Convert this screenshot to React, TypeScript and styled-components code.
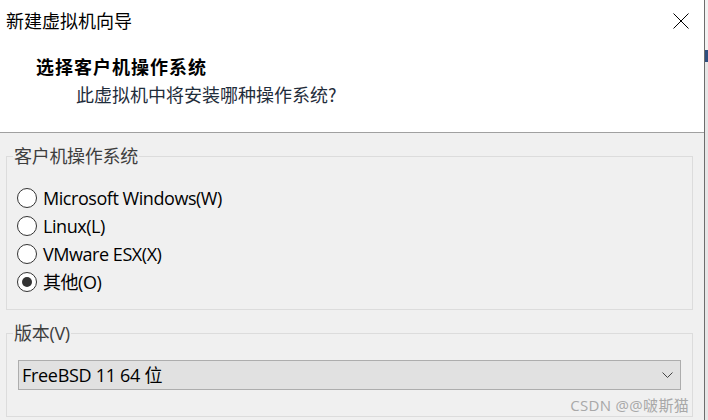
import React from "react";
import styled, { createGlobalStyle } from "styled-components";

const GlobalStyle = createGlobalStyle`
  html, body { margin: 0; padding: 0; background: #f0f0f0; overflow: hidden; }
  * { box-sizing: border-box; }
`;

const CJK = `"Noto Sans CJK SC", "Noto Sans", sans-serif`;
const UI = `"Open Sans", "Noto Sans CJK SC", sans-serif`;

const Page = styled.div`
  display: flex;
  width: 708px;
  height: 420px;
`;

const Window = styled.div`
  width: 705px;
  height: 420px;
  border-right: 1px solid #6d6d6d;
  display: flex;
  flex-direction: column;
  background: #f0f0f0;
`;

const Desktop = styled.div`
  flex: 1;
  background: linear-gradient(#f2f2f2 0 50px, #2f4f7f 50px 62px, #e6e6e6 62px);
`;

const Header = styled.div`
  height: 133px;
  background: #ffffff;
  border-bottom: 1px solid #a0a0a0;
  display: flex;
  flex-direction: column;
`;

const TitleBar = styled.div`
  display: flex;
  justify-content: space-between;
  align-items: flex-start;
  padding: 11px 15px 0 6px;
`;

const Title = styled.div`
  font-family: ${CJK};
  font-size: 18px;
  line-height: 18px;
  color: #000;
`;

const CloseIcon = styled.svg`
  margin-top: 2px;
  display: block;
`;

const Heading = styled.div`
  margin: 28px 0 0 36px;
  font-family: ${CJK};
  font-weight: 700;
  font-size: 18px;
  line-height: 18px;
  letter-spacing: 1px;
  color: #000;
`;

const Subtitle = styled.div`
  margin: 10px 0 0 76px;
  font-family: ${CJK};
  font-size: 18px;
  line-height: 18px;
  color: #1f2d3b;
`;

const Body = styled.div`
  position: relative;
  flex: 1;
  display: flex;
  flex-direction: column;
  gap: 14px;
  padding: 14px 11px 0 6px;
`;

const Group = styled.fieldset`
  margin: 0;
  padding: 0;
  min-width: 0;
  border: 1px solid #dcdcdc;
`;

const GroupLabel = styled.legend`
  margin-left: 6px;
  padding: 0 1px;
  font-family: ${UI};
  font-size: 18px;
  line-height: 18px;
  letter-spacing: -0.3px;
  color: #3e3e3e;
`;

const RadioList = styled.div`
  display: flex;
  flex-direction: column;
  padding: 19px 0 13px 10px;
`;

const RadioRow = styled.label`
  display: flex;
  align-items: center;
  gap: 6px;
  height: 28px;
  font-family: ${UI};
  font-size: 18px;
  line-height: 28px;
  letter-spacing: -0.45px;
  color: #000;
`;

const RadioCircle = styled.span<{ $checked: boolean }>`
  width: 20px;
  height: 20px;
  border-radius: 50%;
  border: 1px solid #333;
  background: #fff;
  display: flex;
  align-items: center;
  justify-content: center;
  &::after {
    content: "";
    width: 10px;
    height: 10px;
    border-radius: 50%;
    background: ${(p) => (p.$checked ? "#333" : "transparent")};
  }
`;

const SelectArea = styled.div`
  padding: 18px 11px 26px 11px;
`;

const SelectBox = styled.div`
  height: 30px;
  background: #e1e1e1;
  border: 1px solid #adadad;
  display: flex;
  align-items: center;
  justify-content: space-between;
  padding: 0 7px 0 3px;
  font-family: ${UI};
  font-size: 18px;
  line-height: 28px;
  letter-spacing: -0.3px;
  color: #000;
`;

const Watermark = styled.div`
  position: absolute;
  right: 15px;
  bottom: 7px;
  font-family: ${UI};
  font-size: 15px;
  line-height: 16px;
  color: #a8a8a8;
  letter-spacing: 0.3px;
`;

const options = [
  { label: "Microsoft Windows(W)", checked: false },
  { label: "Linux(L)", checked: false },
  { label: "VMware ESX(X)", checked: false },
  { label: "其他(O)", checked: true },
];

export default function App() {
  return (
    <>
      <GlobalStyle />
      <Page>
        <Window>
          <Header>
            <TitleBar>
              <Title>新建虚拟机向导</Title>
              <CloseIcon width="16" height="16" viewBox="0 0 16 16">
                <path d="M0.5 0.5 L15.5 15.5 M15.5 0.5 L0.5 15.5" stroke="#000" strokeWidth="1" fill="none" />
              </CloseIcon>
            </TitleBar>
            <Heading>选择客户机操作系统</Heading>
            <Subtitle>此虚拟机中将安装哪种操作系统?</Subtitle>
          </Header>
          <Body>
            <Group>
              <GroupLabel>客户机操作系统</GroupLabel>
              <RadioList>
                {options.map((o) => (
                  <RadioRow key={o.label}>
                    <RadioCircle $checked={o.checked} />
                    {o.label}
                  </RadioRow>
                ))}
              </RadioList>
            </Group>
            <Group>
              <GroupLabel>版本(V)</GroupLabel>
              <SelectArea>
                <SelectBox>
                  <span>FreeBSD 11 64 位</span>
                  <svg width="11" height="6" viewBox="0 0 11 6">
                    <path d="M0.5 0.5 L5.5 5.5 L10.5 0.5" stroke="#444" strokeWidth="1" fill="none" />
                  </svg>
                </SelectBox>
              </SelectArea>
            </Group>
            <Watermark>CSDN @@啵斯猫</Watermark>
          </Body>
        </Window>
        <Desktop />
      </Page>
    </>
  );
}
________________________________________
▸ **The request**:
Repeat the material exactly as it reads, without any of its pictures.

▸ **Solution**:
Convert this screenshot to React, TypeScript and styled-components code.
import React from "react";
import styled, { createGlobalStyle } from "styled-components";

const GlobalStyle = createGlobalStyle`
  html, body { margin: 0; padding: 0; background: #f0f0f0; overflow: hidden; }
  * { box-sizing: border-box; }
`;

const CJK = `"Noto Sans CJK SC", "Noto Sans", sans-serif`;
const UI = `"Open Sans", "Noto Sans CJK SC", sans-serif`;

const Page = styled.div`
  display: flex;
  width: 708px;
  height: 420px;
`;

const Window = styled.div`
  width: 705px;
  height: 420px;
  border-right: 1px solid #6d6d6d;
  display: flex;
  flex-direction: column;
  background: #f0f0f0;
`;

const Desktop = styled.div`
  flex: 1;
  background: linear-gradient(#f2f2f2 0 50px, #2f4f7f 50px 62px, #e6e6e6 62px);
`;

const Header = styled.div`
  height: 133px;
  background: #ffffff;
  border-bottom: 1px solid #a0a0a0;
  display: flex;
  flex-direction: column;
`;

const TitleBar = styled.div`
  display: flex;
  justify-content: space-between;
  align-items: flex-start;
  padding: 11px 15px 0 6px;
`;

const Title = styled.div`
  font-family: ${CJK};
  font-size: 18px;
  line-height: 18px;
  color: #000;
`;

const CloseIcon = styled.svg`
  margin-top: 2px;
  display: block;
`;

const Heading = styled.div`
  margin: 28px 0 0 36px;
  font-family: ${CJK};
  font-weight: 700;
  font-size: 18px;
  line-height: 18px;
  letter-spacing: 1px;
  color: #000;
`;

const Subtitle = styled.div`
  margin: 10px 0 0 76px;
  font-family: ${CJK};
  font-size: 18px;
  line-height: 18px;
  color: #1f2d3b;
`;

const Body = styled.div`
  position: relative;
  flex: 1;
  display: flex;
  flex-direction: column;
  gap: 14px;
  padding: 14px 11px 0 6px;
`;

const Group = styled.fieldset`
  margin: 0;
  padding: 0;
  min-width: 0;
  border: 1px solid #dcdcdc;
`;

const GroupLabel = styled.legend`
  margin-left: 6px;
  padding: 0 1px;
  font-family: ${UI};
  font-size: 18px;
  line-height: 18px;
  letter-spacing: -0.3px;
  color: #3e3e3e;
`;

const RadioList = styled.div`
  display: flex;
  flex-direction: column;
  padding: 19px 0 13px 10px;
`;

const RadioRow = styled.label`
  display: flex;
  align-items: center;
  gap: 6px;
  height: 28px;
  font-family: ${UI};
  font-size: 18px;
  line-height: 28px;
  letter-spacing: -0.45px;
  color: #000;
`;

const RadioCircle = styled.span<{ $checked: boolean }>`
  width: 20px;
  height: 20px;
  border-radius: 50%;
  border: 1px solid #333;
  background: #fff;
  display: flex;
  align-items: center;
  justify-content: center;
  &::after {
    content: "";
    width: 10px;
    height: 10px;
    border-radius: 50%;
    background: ${(p) => (p.$checked ? "#333" : "transparent")};
  }
`;

const SelectArea = styled.div`
  padding: 18px 11px 26px 11px;
`;

const SelectBox = styled.div`
  height: 30px;
  background: #e1e1e1;
  border: 1px solid #adadad;
  display: flex;
  align-items: center;
  justify-content: space-between;
  padding: 0 7px 0 3px;
  font-family: ${UI};
  font-size: 18px;
  line-height: 28px;
  letter-spacing: -0.3px;
  color: #000;
`;

const Watermark = styled.div`
  position: absolute;
  right: 15px;
  bottom: 7px;
  font-family: ${UI};
  font-size: 15px;
  line-height: 16px;
  color: #a8a8a8;
  letter-spacing: 0.3px;
`;

const options = [
  { label: "Microsoft Windows(W)", checked: false },
  { label: "Linux(L)", checked: false },
  { label: "VMware ESX(X)", checked: false },
  { label: "其他(O)", checked: true },
];

export default function App() {
  return (
    <>
      <GlobalStyle />
      <Page>
        <Window>
          <Header>
            <TitleBar>
              <Title>新建虚拟机向导</Title>
              <CloseIcon width="16" height="16" viewBox="0 0 16 16">
                <path d="M0.5 0.5 L15.5 15.5 M15.5 0.5 L0.5 15.5" stroke="#000" strokeWidth="1" fill="none" />
              </CloseIcon>
            </TitleBar>
            <Heading>选择客户机操作系统</Heading>
            <Subtitle>此虚拟机中将安装哪种操作系统?</Subtitle>
          </Header>
          <Body>
            <Group>
              <GroupLabel>客户机操作系统</GroupLabel>
              <RadioList>
                {options.map((o) => (
                  <RadioRow key={o.label}>
                    <RadioCircle $checked={o.checked} />
                    {o.label}
                  </RadioRow>
                ))}
              </RadioList>
            </Group>
            <Group>
              <GroupLabel>版本(V)</GroupLabel>
              <SelectArea>
                <SelectBox>
                  <span>FreeBSD 11 64 位</span>
                  <svg width="11" height="6" viewBox="0 0 11 6">
                    <path d="M0.5 0.5 L5.5 5.5 L10.5 0.5" stroke="#444" strokeWidth="1" fill="none" />
                  </svg>
                </SelectBox>
              </SelectArea>
            </Group>
            <Watermark>CSDN @@啵斯猫</Watermark>
          </Body>
        </Window>
        <Desktop />
      </Page>
    </>
  );
}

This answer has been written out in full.